Reviewed by GREG KING
Directors: Sandra Scibberas, Kate Whitebread
Stars: Pia Miranda, Holly Valance, Toby Wallace, Caroline O’Connor, Shane Jacobson.
There have been some crowd pleasing and commercially successful local films this year, notably Red Dog, The Eye Of The Storm and The Cup, that have largely disproved the popular notion that we make dour, downbeat and uncomfortably bleak drama that no-one wants to see. So it is disappointing that the latest Australian film to hit cinemas is not that good frankly. Surviving Georgia had all the elements to be another crowd pleasing feel good romcom, but it falls flat. Unfortunately this is a disappointingly bland film that is let down by several continuity goofs, some corny dialogue, unlikely characters, and a woefully underdeveloped script.
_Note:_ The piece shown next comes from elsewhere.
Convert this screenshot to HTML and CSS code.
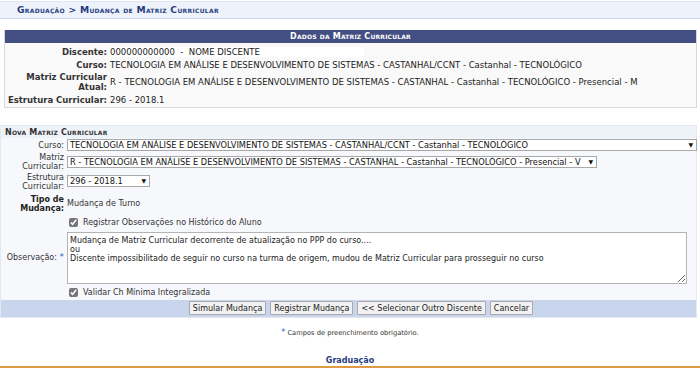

Heidi (Pia Miranda) and Rose (former pop star Holly Valance) are sisters that were abandoned by their erratic, self-absorbed and sexually adventurous mother Georgia (Caroline O’Connor) when they were still in their teens. The lives of both sisters have been somewhat messy, lacking direction, which they blame entirely on their absent mother. Rose has had to raise her 12-year-old son Albie (Toby Wallace, from Lucky Country, etc) virtually alone. Heidi is still single and going out with “one emotional cripple after another.”
But then the pair is visited by the family lawyer. He informs them that Georgia has died, and left them a small milk bar in their hometown. The girls are expected to fix the place up, run it for six months and then they can sell it. Reluctantly the two return to the town where they grew up, a place that is filed with often unhappy memories. Heidi quickly warms to the rustic charms of the place, while Rose bitterly resents the time she is forced to stay. And Albie finds it hard to fit into his new school and the slow pace of life. Heidi has to re-evaluate her relationship with the mother she despises before she can move forward with her life, and Rose has to soften her hard exterior.
And there is one further complication, when it seems that dear old mum may not be dead after all!
There are a number of subplots running through the busy screenplay from Sandra Scibberas (the offbeat Caterpillar Wish, etc), which dish up a number of complications and red herrings that add little to the central drama. There are so many incidents here that one could be forgiven for thinking that the film is a faithful adaptation of a novel. The tone is uneven, and there is some clunky direction from Scibberas and co-director Kate Whitbread, an actress making her feature film-directing debut here. They handle the material in a somewhat perfunctory manner, and there is little visual flair here. The film is shot almost like a television movie, and dishes up the sort of material that is par for an episode of Neighbours and its ilk.
The film was shot on location in Warburton, in Victoria’s northeast, and but the cinematography from Jon Webb is rather bland and fails to make the most of the picturesque setting.
There are some nice performances though, although one wishes the characters had been better developed and more credible. In arguably her best role since her breakthrough, AFI award winning performance in Looking For Alibrandi, Miranda gives a solid performance. Shane Jacobson brings his usual larrikin humour and genial charm to his role as Johnnie, the local constable, who is attracted to Rose, even though she resists his advances. And young Wallace has a cheeky presence.
Valance, who recently appeared in the awful comedy Big Mamma’s Boy, struggles to give her character much depth, and audiences will not empathise with her. O’Connor chews the scenery with her few scenes.
But ultimately Surviving Georgia is an underwhelming, inoffensive, flawed and messy blend of melodrama and romantic comedy that could have been stronger and more entertaining if the producers had refined the script.